Incluso pretender que la realidad sea sólo lo que captan nuestras impresiones sensoriales, excluyendo de ellas nuestras interpretaciones o nuestras valoraciones, es falsear la realidad. Lo que vemos y lo que oímos no es la realidad: “Lo visto, lo oído tiene valor meramente por lo que en ello hay de alusión a ese fermentar secreto, a esa latente trayectoria de que lo sensible no es sino un estadio” (Ortega). Y si pretendemos excluir de la realidad lo que ella nos debe, sólo quedaría ante nosotros, como Kant decía, “un caos de impresiones”.
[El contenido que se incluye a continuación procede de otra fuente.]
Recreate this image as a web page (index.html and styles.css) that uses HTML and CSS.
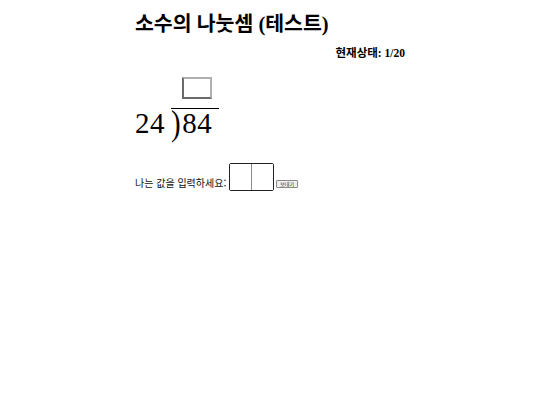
FILE: index.html
```html
<!DOCTYPE html>
<html lang="ko">
<head>
<meta charset="utf-8">
<link rel="stylesheet" href="styles.css">
</head>
<body>
<div class="page">
  <h1 class="title">소수의 나눗셈 (테스트)</h1>
  <div class="status">현재상태: 1/20</div>
  <div class="division">
    <input class="quotient" type="text">
    <div class="problem"><span class="divisor">24</span><span class="bracket"><span class="paren">)</span>84</span></div>
  </div>
  <div class="answer-row">
    <span class="label">나는 값을 입력하세요:</span>
    <span class="boxes"><input class="digit first" type="text"><input class="digit" type="text"></span>
    <button class="send">보내기</button>
  </div>
</div>
</body>
</html>
```
FILE: styles.css
```css
body {
  margin: 0;
  font-family: "Liberation Serif", "Noto Sans CJK KR", serif;
  background: #fff;
  color: #000;
}
.page {
  width: 270px;
  margin: 0 auto;
  padding-top: 12px;
}
.title {
  margin: 0;
  font-size: 20.5px;
  font-weight: bold;
  line-height: 24px;
}
.status {
  text-align: right;
  font-weight: bold;
  font-size: 11.5px;
  line-height: 14px;
  margin-top: 10px;
}
.division {
  margin-top: 17px;
}
.quotient {
  display: block;
  margin: 0 0 9px 47px;
  width: 26px;
  height: 18px;
  padding: 0;
  box-sizing: content-box;
  border: 2px solid;
  border-color: #b0b0b0 #b0b0b0 #6a6a6a #6a6a6a;
  background: #fff;
}
.problem {
  font-size: 29px;
  line-height: 28px;
  white-space: nowrap;
}
.divisor {
  margin-right: 6px;
  letter-spacing: 0.5px;
}
.bracket {
  display: inline-block;
  line-height: 28px;
  border-top: 1px solid #000;
  padding-right: 7px;
  letter-spacing: 0.5px;
}
.paren {
  display: inline-block;
  line-height: 28px;
  margin-right: 1px;
  transform: scaleY(1.27);
  transform-origin: 50% 64%;
}
.answer-row {
  margin-top: 26px;
  display: flex;
  align-items: flex-end;
}
.label {
  font-size: 10px;
  line-height: 14px;
  font-family: "Noto Sans CJK KR", sans-serif;
  color: #111;
  margin-right: 3px;
  margin-bottom: 1px;
}
.boxes {
  display: flex;
  border: 1px solid #222;
  border-radius: 2px;
}
.digit {
  width: 21px;
  height: 26px;
  padding: 0;
  border: none;
  background: #fff;
}
.digit.first {
  border-right: 1px solid #8c8c8c;
}
.send {
  font-family: "Noto Sans CJK KR", sans-serif;
  font-size: 5px;
  line-height: 6px;
  padding: 0 3px;
  margin-left: 2px;
  margin-bottom: 3px;
  height: 8px;
  border: 1px solid #8a8a8a;
  border-radius: 1px;
  background: #efefef;
  color: #222;
}
```
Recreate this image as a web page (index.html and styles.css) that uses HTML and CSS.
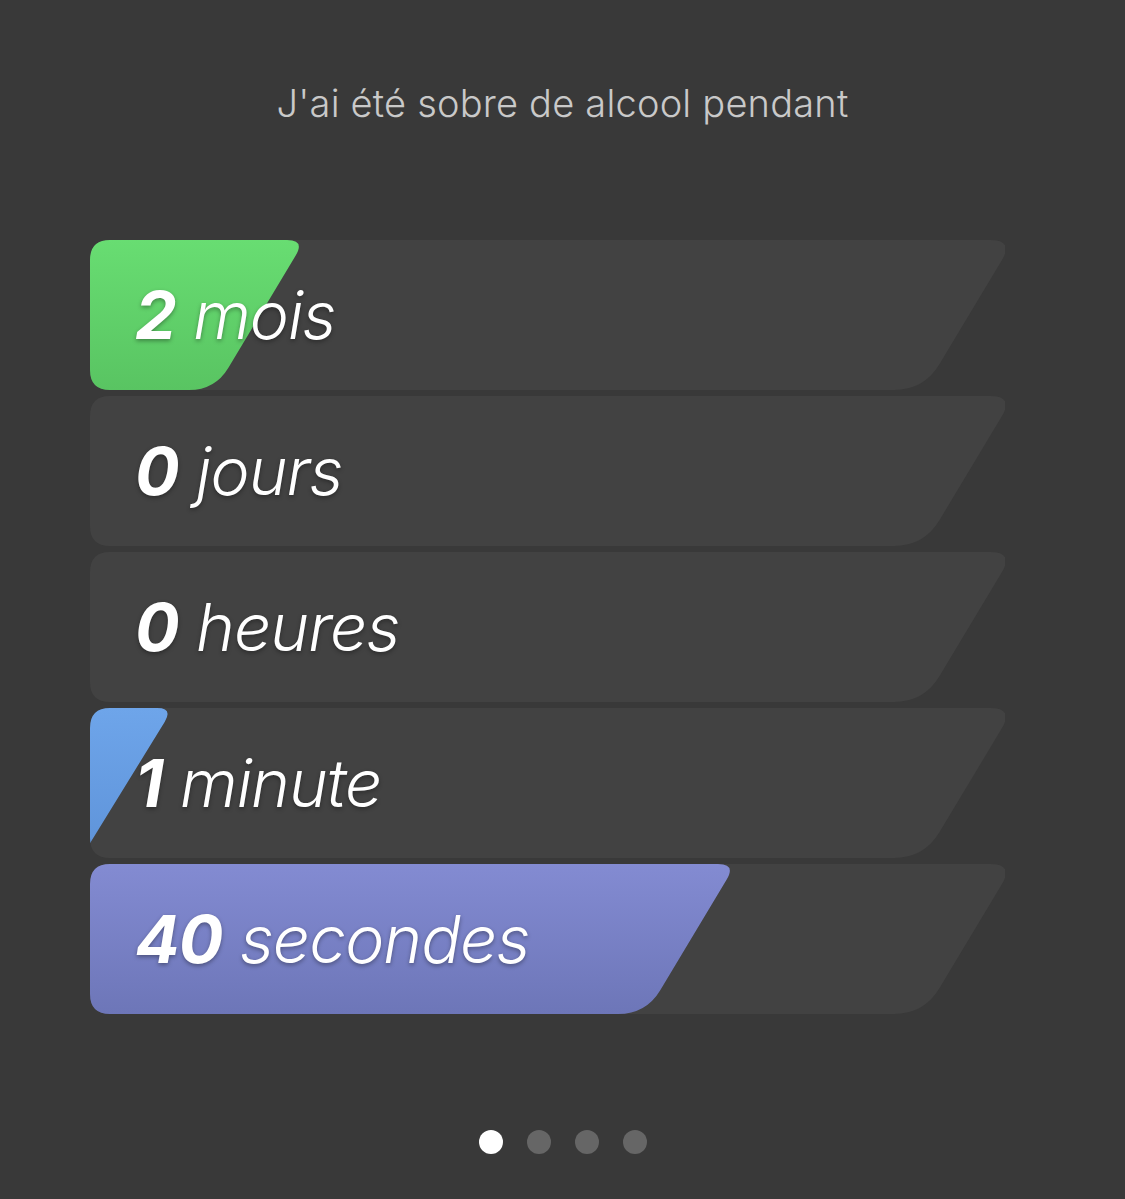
FILE: index.html
```html
<!DOCTYPE html>
<html lang="fr">
<head>
<meta charset="utf-8">
<link rel="stylesheet" href="styles.css">
</head>
<body>
<main class="screen">
  <h1 class="title">J'ai été sobre de alcool pendant</h1>
  <section class="bars">
    <div class="bar">
      <svg class="bar-bg" viewBox="0 0 915 150" width="915" height="150">
        <defs>
          <clipPath id="c1"><path d="M0,20 Q0,0 20,0 L900,0 Q924,0 911.7,20.6 L849.4,124.3 Q834,150 804,150 L20,150 Q0,150 0,130 Z"/></clipPath>
          <linearGradient id="g1" x1="0" y1="0" x2="0" y2="1"><stop offset="0" stop-color="#68DD72"/><stop offset="1" stop-color="#59C462"/></linearGradient>
        </defs>
        <path class="track" d="M0,20 Q0,0 20,0 L900,0 Q924,0 911.7,20.6 L849.4,124.3 Q834,150 804,150 L20,150 Q0,150 0,130 Z"/>
        <path clip-path="url(#c1)" fill="url(#g1)" d="M0,0 L197,0 Q215,0 205.7,15.4 L138.4,127.7 Q125,150 99,150 L0,150 Z"/>
      </svg>
      <p class="label"><b>2</b> mois</p>
    </div>
    <div class="bar">
      <svg class="bar-bg" viewBox="0 0 915 150" width="915" height="150">
        <path class="track" d="M0,20 Q0,0 20,0 L900,0 Q924,0 911.7,20.6 L849.4,124.3 Q834,150 804,150 L20,150 Q0,150 0,130 Z"/>
      </svg>
      <p class="label"><b>0</b> jours</p>
    </div>
    <div class="bar">
      <svg class="bar-bg" viewBox="0 0 915 150" width="915" height="150">
        <path class="track" d="M0,20 Q0,0 20,0 L900,0 Q924,0 911.7,20.6 L849.4,124.3 Q834,150 804,150 L20,150 Q0,150 0,130 Z"/>
      </svg>
      <p class="label"><b>0</b> heures</p>
    </div>
    <div class="bar">
      <svg class="bar-bg" viewBox="0 0 915 150" width="915" height="150">
        <defs>
          <clipPath id="c4"><path d="M0,20 Q0,0 20,0 L900,0 Q924,0 911.7,20.6 L849.4,124.3 Q834,150 804,150 L20,150 Q0,150 0,130 Z"/></clipPath>
          <linearGradient id="g4" x1="0" y1="0" x2="0" y2="1"><stop offset="0" stop-color="#6EA5EA"/><stop offset="1" stop-color="#5E93D9"/></linearGradient>
        </defs>
        <path class="track" d="M0,20 Q0,0 20,0 L900,0 Q924,0 911.7,20.6 L849.4,124.3 Q834,150 804,150 L20,150 Q0,150 0,130 Z"/>
        <path clip-path="url(#c4)" fill="url(#g4)" d="M0,0 L67,0 Q83,0 74.8,13.7 L-9,150 L0,150 Z"/>
      </svg>
      <p class="label"><b>1</b> minute</p>
    </div>
    <div class="bar">
      <svg class="bar-bg" viewBox="0 0 915 150" width="915" height="150">
        <defs>
          <clipPath id="c5"><path d="M0,20 Q0,0 20,0 L900,0 Q924,0 911.7,20.6 L849.4,124.3 Q834,150 804,150 L20,150 Q0,150 0,130 Z"/></clipPath>
          <linearGradient id="g5" x1="0" y1="0" x2="0" y2="1"><stop offset="0" stop-color="#838BD2"/><stop offset="1" stop-color="#6D76B8"/></linearGradient>
        </defs>
        <path class="track" d="M0,20 Q0,0 20,0 L900,0 Q924,0 911.7,20.6 L849.4,124.3 Q834,150 804,150 L20,150 Q0,150 0,130 Z"/>
        <path clip-path="url(#c5)" fill="url(#g5)" d="M0,0 L628,0 Q646,0 636.7,15.4 L570.4,126 Q556,150 528,150 L0,150 Z"/>
      </svg>
      <p class="label"><b>40</b> secondes</p>
    </div>
  </section>
  <nav class="dots">
    <span class="dot active"></span>
    <span class="dot"></span>
    <span class="dot"></span>
    <span class="dot"></span>
  </nav>
</main>
</body>
</html>
```
FILE: styles.css
```css
html, body {
  margin: 0;
  padding: 0;
  background: #393939;
}
body {
  width: 1125px;
  height: 1199px;
  overflow: hidden;
  font-family: Inter, "Open Sans", "Liberation Sans", sans-serif;
}
.screen {
  display: flex;
  flex-direction: column;
  align-items: center;
}
.title {
  margin: 70px 0 0;
  height: 66px;
  line-height: 66px;
  font-size: 38px;
  font-weight: 300;
  color: #c9c9c9;
  letter-spacing: 0.2px;
}
.bars {
  margin-top: 104px;
  display: flex;
  flex-direction: column;
  gap: 6px;
  width: 915px;
  margin-left: -30px;
}
.bar {
  display: grid;
  width: 915px;
  height: 150px;
}
.bar-bg, .label {
  grid-area: 1 / 1;
}
.bar-bg {
  display: block;
}
.track {
  fill: #424242;
}
.label {
  margin: 0;
  align-self: center;
  padding-left: 45px;
  font-size: 66px;
  letter-spacing: -1px;
  font-style: italic;
  font-weight: 300;
  color: #ffffff;
  text-shadow: 0 2px 4px rgba(0, 0, 0, 0.35);
  line-height: 1;
  position: relative;
}
.label b {
  font-weight: 700;
}
.dots {
  margin-top: 116px;
  display: flex;
  gap: 24px;
}
.dot {
  width: 24px;
  height: 24px;
  border-radius: 50%;
  background: #666666;
}
.dot.active {
  background: #ffffff;
}
```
Ayer estuve viendo la película “El topo”, de Tomas Alfredson. Entenderla es como intentar construir un puzle de cinco mil piezas al que le faltan cuatro mil quinientas. Consecuente con la conclusión de que la realidad es “un caos de impresiones”, el posmoderno director no se siente obligado a conducirnos a través de esos objetos narrativos auténticamente reales que, para ser descubiertos (para ser comprendidos), necesitan amoldarse a la construcción subjetiva previa que los estructura según una secuencia que en esquema consiste en presentación, desarrollo de la trama y conclusión. En la película, piensa Alfredson, esto no es necesario: con exponer diferentes fragmentos, impresiones, atmósferas, sin apenas preocuparse de que el espectador pueda organizar las piezas sueltas según esa interpretación (evidentemente originada en lo subjetivo) que superpone a ellas el “antes” y el “después”… cree haber cumplido suficientemente su papel. Incluso los gestores de la posmodernidad puede que le den algún que otro premio: la “interpretación” (¿?, ¡!) de los actores es genial. Pero, ¡maldición!, estoy hasta las narices de que me pillen desprevenido estos autores posmodernos: a mí, que me avisen. Yo, cinco minutos después de que empezara la peli, ya sabía que me la habían vuelto a meter doblada, y rellené con bostezos y furtivas miradas al reloj las dos horas largas del coñazo en forma de película que me tragué.